Now, that window might shrink. When it does, then we will have a challenge. But again, we're spending more research, more time, more effort to make sure that we understand all of the different adversarial techniques and then building that into our improving learning math models will ultimately keep us ahead of the bad guys.
How do you fight attacks from countries with great resources?
It takes three things to build a proper AI or a bypass AI model.
- The first is the data itself. That's what you might call resources, at least the first implementation of it is the data, so the examples of what would bypass us. That has to be created somehow.
- Now, the second thing is the security domain expertise, the ability to know what is an attack that's successful and what's not an attack that's successful and being able to label all of those elements properly.
- Then the last is the actual learning algorithms and the platform that you use, the dynamic learning system that you've created to be able to do this very, very quickly and rapidly.
You need all three elements.
A nation-state could absolutely provide the first and the third without much struggle or problem. The second, which is the domain expertise problem, that is an age-old issue. If you go into the entire security industry right today and you ask, "Well, what percentage of people," let's say adversaries in security, "actually know how to create it, find a zero-day, exploit it, and use it?" just a simple example of something that's quite complex, you're probably talking about 0.1 percent of the hackers out there in the world that can do that kind of thing.
Similarly, in the world of defense, the folks that can actually detect a zero-day, prevent a zero-day, and move on to clean it up are probably simple. We're in the low single digits. It's a much more difficult problem to scale is the domain expertise. While certainly a large country--China, Russia, what have you--who have a lot of resources at hand and a lot of smart people, you could start to catch up but it becomes just a very difficult scale problem because humans are not easily scalable.
The resources, the limitation around resources and just scaling resources is simply this domain expertise. Not everybody quite really understands the core foundational problems of cybersecurity and how to effect it and how to mitigate or prevent it. That becomes a real challenge because it's a very complex, multidimensional field of both attack surface area and defense capabilities.
Describe the mathematics you use to model threats?
We've gone through many evolutions of our algorithms. We use many different types of techniques. Right now, we've settled on two great groups of techniques. The first is traditional deep learning algorithms like neural networks. That's sort of our primary go-to usage. But we also use more sort of anomaly-based algorithms like Gaussian and Bayesian, for example. It just depends on the use.

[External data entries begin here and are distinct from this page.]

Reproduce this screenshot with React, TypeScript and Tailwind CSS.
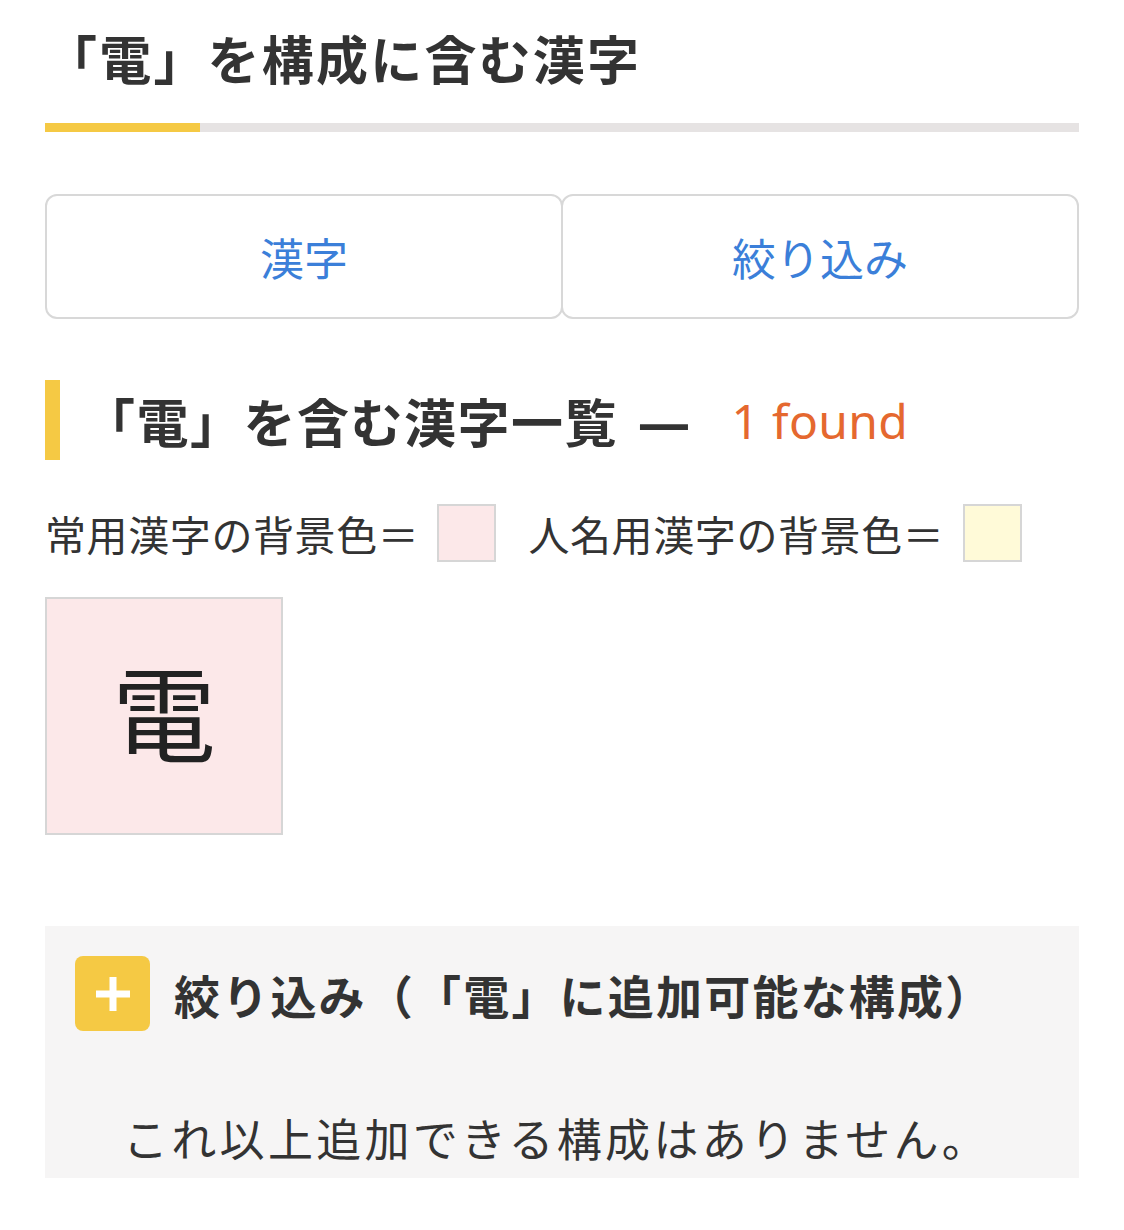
const jp = '"Noto Sans CJK JP", "Noto Sans", sans-serif';

function PlusBadge() {
  return (
    <div className="flex h-[75px] w-[75px] shrink-0 items-center justify-center rounded-[8px] bg-[#f5c944]">
      <svg width="40" height="40" viewBox="0 0 40 40">
        <rect x="16.5" y="3" width="7" height="34" fill="#fff" />
        <rect x="3" y="16.5" width="34" height="7" fill="#fff" />
      </svg>
    </div>
  );
}

export default function App() {
  return (
    <div
      className="min-h-[1230px] w-[1124px] bg-white px-[45px] pt-[32px] text-[#333] [text-spacing-trim:space-all]"
      style={{ fontFamily: jp }}
    >
      {/* Page title */}
      <h1 className="text-[52px] font-bold leading-none tracking-[2.2px]">「電」を構成に含む漢字</h1>
      <div className="mt-[39px] flex h-[9px]">
        <div className="w-[155px] bg-[#f5c944]" />
        <div className="flex-1 bg-[#e6e3e3]" />
      </div>

      {/* Tabs */}
      <div className="mt-[62px] flex h-[125px]">
        <button className="flex-1 rounded-[12px] border-2 border-[#d8d8d8] bg-white text-[44px] leading-none text-[#3b7fd9]">
          漢字
        </button>
        <button className="-ml-[2px] flex-1 rounded-[12px] border-2 border-[#d8d8d8] bg-white text-[44px] leading-none text-[#3b7fd9]">
          絞り込み
        </button>
      </div>

      {/* Section heading */}
      <div className="mt-[61px] flex h-[80px] items-center">
        <div className="h-full w-[15px] bg-[#f5c944]" />
        <h2 className="ml-[23px] mt-[2px] flex items-center text-[52px] font-bold leading-none tracking-[1.5px]">
          <span>「電」を含む漢字一覧</span>
          <span className="ml-[20px]" style={{ fontFamily: '"Noto Sans", sans-serif' }}>
            —
          </span>
          <span
            className="ml-[40px] text-[48px] font-normal tracking-[0.3px] text-[#e5682f]"
            style={{ fontFamily: '"Noto Sans", sans-serif' }}
          >
            1 found
          </span>
        </h2>
      </div>

      {/* Legend */}
      <div className="mt-[44px] flex h-[58px] items-center text-[41px] leading-none tracking-[0.6px]">
        <span>常用漢字の背景色＝</span>
        <span className="ml-[18px] h-[58px] w-[59px] border-2 border-[#d6d6d6] bg-[#fce8e9]" />
        <span className="ml-[32px]">人名用漢字の背景色＝</span>
        <span className="ml-[19px] h-[58px] w-[59px] border-2 border-[#d6d6d6] bg-[#fffad8]" />
      </div>

      {/* Kanji list */}
      <div className="mt-[35px] flex">
        <div className="flex h-[238px] w-[238px] items-center justify-center border-2 border-[#d6d6d6] bg-[#fce8e9] pb-[12px] text-[104px] leading-none text-[#222]">
          電
        </div>
      </div>

      {/* Filter panel */}
      <div className="mt-[91px] h-[252px] bg-[#f6f5f5] px-[30px] pt-[30px]">
        <div className="flex items-center">
          <PlusBadge />
          <h3 className="ml-[24px] text-[46px] font-bold leading-none tracking-[2.2px]">
            絞り込み（「電」に追加可能な構成）
          </h3>
        </div>
        <p className="ml-[48px] mt-[84px] text-[45px] leading-none tracking-[3.3px]">
          これ以上追加できる構成はありません。
        </p>
      </div>
    </div>
  );
}
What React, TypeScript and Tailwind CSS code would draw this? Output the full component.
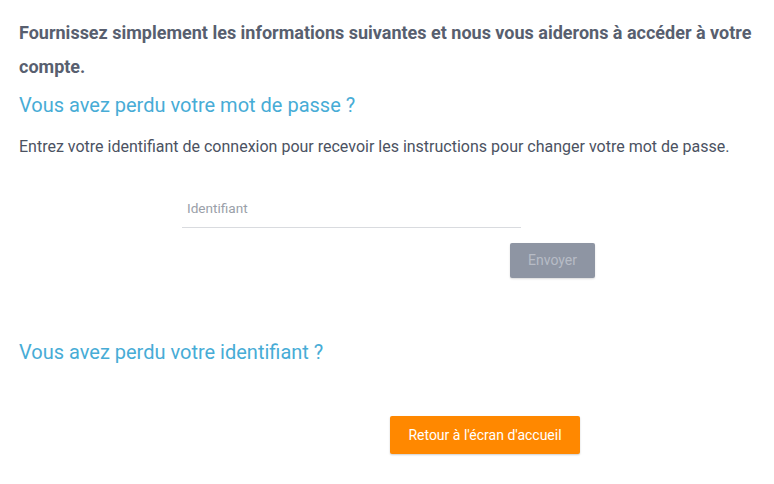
import React from "react";

export default function App() {
  return (
    <div className="w-[774px] h-[484px] bg-white text-[#5b6272]" style={{ fontFamily: "Roboto, 'Liberation Sans', sans-serif" }}>
      <div className="px-[19px] pt-[16px]">
        <p className="text-[18px] font-bold leading-[34px] text-[#585f6f] w-[748px]">
          Fournissez simplement les informations suivantes et nous vous aiderons à accéder à votre compte.
        </p>
        <h2 className="mt-[9px] text-[20px] leading-[24px] text-[#47acd6]">Vous avez perdu votre mot de passe ?</h2>
        <p className="mt-[18px] text-[16px] leading-[24px] text-[#4b5262]">
          Entrez votre identifiant de connexion pour recevoir les instructions pour changer votre mot de passe.
        </p>
        <div className="mt-[29px] ml-[163px] w-[339px]">
          <input
            className="w-full h-[40px] border-b border-[#d9dbdf] text-[13.6px] text-[#4b5262] outline-none placeholder:text-[#9a9fa9] px-[5px]"
            placeholder="Identifiant"
          />
        </div>
        <div className="mt-[15px] ml-[491px]">
          <button className="w-[85px] h-[35px] rounded-[2px] bg-[#8e95a3] text-[#b7bcc6] text-[14px] shadow-[0_1px_2px_rgba(0,0,0,0.15)]">
            Envoyer
          </button>
        </div>
        <h2 className="mt-[62px] text-[20px] leading-[24px] text-[#47acd6]">Vous avez perdu votre identifiant ?</h2>
        <div className="mt-[52px] ml-[371px]">
          <button className="w-[190px] h-[38px] rounded-[2px] bg-[#ff8800] text-white text-[14px] shadow-[0_1px_2px_rgba(0,0,0,0.2)]">
            Retour à l'écran d'accueil
          </button>
        </div>
      </div>
    </div>
  );
}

We've applied AI mathematics into, I think, over a dozen different features inside of the technology today to catch all kinds of different attacks. And so, how these algorithms work, it's really, really simple. You take a large data set of data. You take then the characteristics of all of that data. Then you feed the characteristics, along with the labels, into these learning algorithms. It'll tell you what are the predictive features that are most predictive of a classification set.
One of the greatest examples I give is I usually tell people, "Just look outside or look out your window and look at people walking by on the street. Now I'm going to give you a challenge. Think of three qualities of each person walking by that would give you a high probability detection that they are a man or a woman."
Of course, this is a controversial topic but something that is, I think, quite interesting to talk about. You could look at them and say, "Well, look, long hair tends to be predictive of women or females, but not necessarily. It's maybe only 90 percent. Facial hair might be highly predictive of men. Not 100 percent, but maybe 90 percent." Adam's apple, clothes, you name it, there are all kinds of qualities that you would probably come up with as you start to look through this.
Now, just take those three or four features, these characteristics. Now plot that in a three-dimensional graph or a four-dimensional graph if you have four qualities. Then now stick these learning algorithms into that graphing matrix in memory and start to learn from it.
What'll happen is, you keep training each new sample that this is a woman, this is a man, this is a woman, this is a man, and you pull all these features. You'll start to learn that, yes, truly, these characteristics--hair length, Adam's apple, things like dress -- are highly predictive of a man versus a woman. Now, it doesn't mean it's 100 percent, but if you learn enough from enough people around the world, you can probably get to 99.99 percent, and that's the same kind of concept.
Instead of three or four features of classification, for us, we mapped over two million features. That's how advanced the machine learning and the feature extraction has become in our world.